Interest rates on hold with jobless tally at 30-year low



The Bank of England yesterday adopted a wait-and-see approach to interest rates amid news that a 30-year low in claimant-count unemployment has prompted only a modest increase in pressure for higher wages.

Mervyn King, the Bank's governor, said that higher earnings growth posed the biggest threat to inflation exceeding the government's 2% target and he stressed that the rate-setting monetary policy committee would be watching the labour market "extremely carefully".

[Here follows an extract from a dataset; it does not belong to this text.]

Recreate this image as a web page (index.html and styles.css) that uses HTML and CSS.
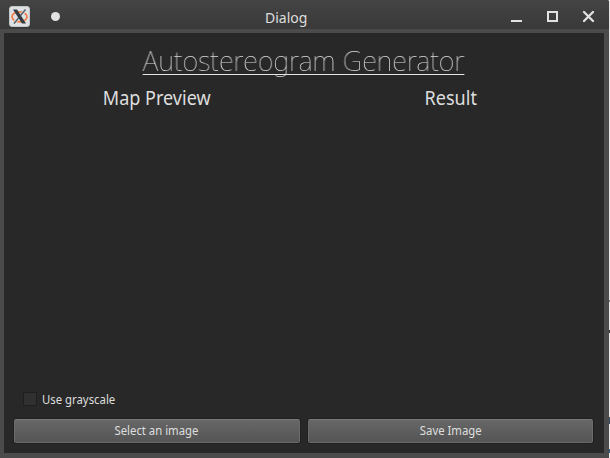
FILE: index.html
```html
<!DOCTYPE html>
<html lang="en">
<head>
<meta charset="utf-8">
<title>Dialog</title>
<link rel="stylesheet" href="styles.css">
</head>
<body>
<div class="window">
  <header class="titlebar">
    <svg class="logo" width="22" height="22" viewBox="0 0 22 22">
      <rect x=".5" y=".5" width="20" height="20" rx="2.5" fill="#dde1e3" stroke="#c3c7c8"/>
      <ellipse cx="10.5" cy="10.8" rx="7.5" ry="5" fill="none" stroke="#f47b43" stroke-width="1.7"/>
      <path d="M16 4.5 5 17" stroke="#dde1e3" stroke-width="3"/>
      <path d="M16.5 3.5 11.5 9.5M9.5 12 5 17.5" stroke="#555d62" stroke-width="1.4"/>
      <path d="M4 3.5h4L17 17.5h-4z" fill="#343b40"/>
    </svg>
    <span class="dot"></span>
    <span class="title">Dialog</span>
    <svg class="controls" width="86" height="16" viewBox="0 0 86 16" fill="none" stroke="#e2e2e2">
      <path d="M1 13h11" stroke-width="2"/>
      <rect x="38" y="4" width="9" height="9" stroke-width="2"/>
      <path d="m74 4 9 9m0-9-9 9" stroke-width="2.3" stroke-linecap="round"/>
    </svg>
  </header>
  <main class="content">
    <h1 class="heading"><span>Autostereogram Generator</span></h1>
    <div class="panes">
      <h2>Map Preview</h2>
      <h2>Result</h2>
    </div>
    <label class="option"><span class="box"></span><span class="caption">Use grayscale</span></label>
    <div class="actions">
      <button><span>Select an image</span></button>
      <button><span>Save Image</span></button>
    </div>
  </main>
</div>
<aside class="edge"></aside>
</body>
</html>
```
FILE: styles.css
```css
* { box-sizing: border-box; }
body {
  margin: 0;
  width: 610px;
  height: 458px;
  display: flex;
  overflow: hidden;
  background: #e6e6e6;
  font-family: "Noto Sans", "Open Sans", sans-serif;
  color: #dedede;
}
.window {
  width: 609px;
  height: 458px;
  display: flex;
  flex-direction: column;
  padding: 0 5px 5px 4px;
  background: #4b4b4b;
  border-radius: 0 2px 0 0;
}
.titlebar {
  height: 29px;
  flex: none;
  margin: 0 -5px 4px -4px;
  padding-left: 9px;
  display: flex;
  align-items: center;
  background: linear-gradient(#444, #393939);
  border-radius: 0 2px 0 0;
}
.logo { margin-top: 4px; }
.dot {
  width: 9px;
  height: 9px;
  margin: 4px 0 0 20px;
  border-radius: 50%;
  background: #e2e2e2;
}
.title {
  margin: 7px auto 0 205px;
  font-size: 14px;
  line-height: 20px;
}
.controls { margin: 2px 13px 0 0; }
.content {
  flex: 1;
  display: flex;
  flex-direction: column;
  padding: 9px 11px 10px 10px;
  background: #282828;
}
h1, h2 { margin: 0; font-weight: 400; }
.heading {
  height: 38px;
  line-height: 36px;
  text-align: center;
  font-size: 28px;
  font-weight: 100;
  white-space: nowrap;
}
.heading span {
  display: inline-block;
  height: 33px;
  border-bottom: 1px solid #e4e4e4;
  transform: scaleX(.966);
  will-change: transform;
}
.panes {
  flex: 1;
  display: grid;
  grid-template-columns: 1fr 1fr;
  column-gap: 8px;
  text-align: center;
}
.panes h2 {
  height: 36px;
  font-size: 19.5px;
  line-height: 35px;
  transform: scaleX(.925);
}
.option {
  display: flex;
  align-items: center;
  gap: 5px;
  height: 20px;
  margin: 0 0 10px 9px;
  font-size: 12px;
}
.caption {
  transform: scaleX(.945);
  transform-origin: left;
}
.box {
  width: 14px;
  height: 14px;
  border: 1px solid #1f1f1f;
  background: #303030;
}
.actions {
  display: grid;
  grid-template-columns: 1fr 1fr;
  column-gap: 8px;
}
button {
  height: 24px;
  padding: 0;
  border: 1px solid #747474;
  border-color: #7a7a7a #6c6c6c #686868;
  border-radius: 2px;
  background: linear-gradient(#676767, #555);
  box-shadow: 0 0 0 1px #202020;
  color: #dedede;
  font: 12px/20px "Noto Sans", sans-serif;
}
button span {
  display: inline-block;
  transform: scaleX(.945);
}
.edge { width: 1px; background: linear-gradient(#e6e6e6 300px, #777 300px 302px, #e6e6e6 302px 330px, #333 330px 333px, #e6e6e6 333px 417px, #36506a 417px 424px, #e6e6e6 424px 449px, #315d84 449px 453px, #e6e6e6 453px); }
```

But the Bank's quarterly inflation report contained little to make the City concerned that an imminent rate rise was in prospect. With Alan Greenspan dropping strong hints last night that US borrowing costs would continue to rise sterling fell back in response to what was seen as a "dovish" report. Analysts had expected a more aggressive tone after the 0.5 percentage point increase in inflation since the Bank's last report in November, but Mr King said this was balanced by evidence of consumers tightening their belts in recent months.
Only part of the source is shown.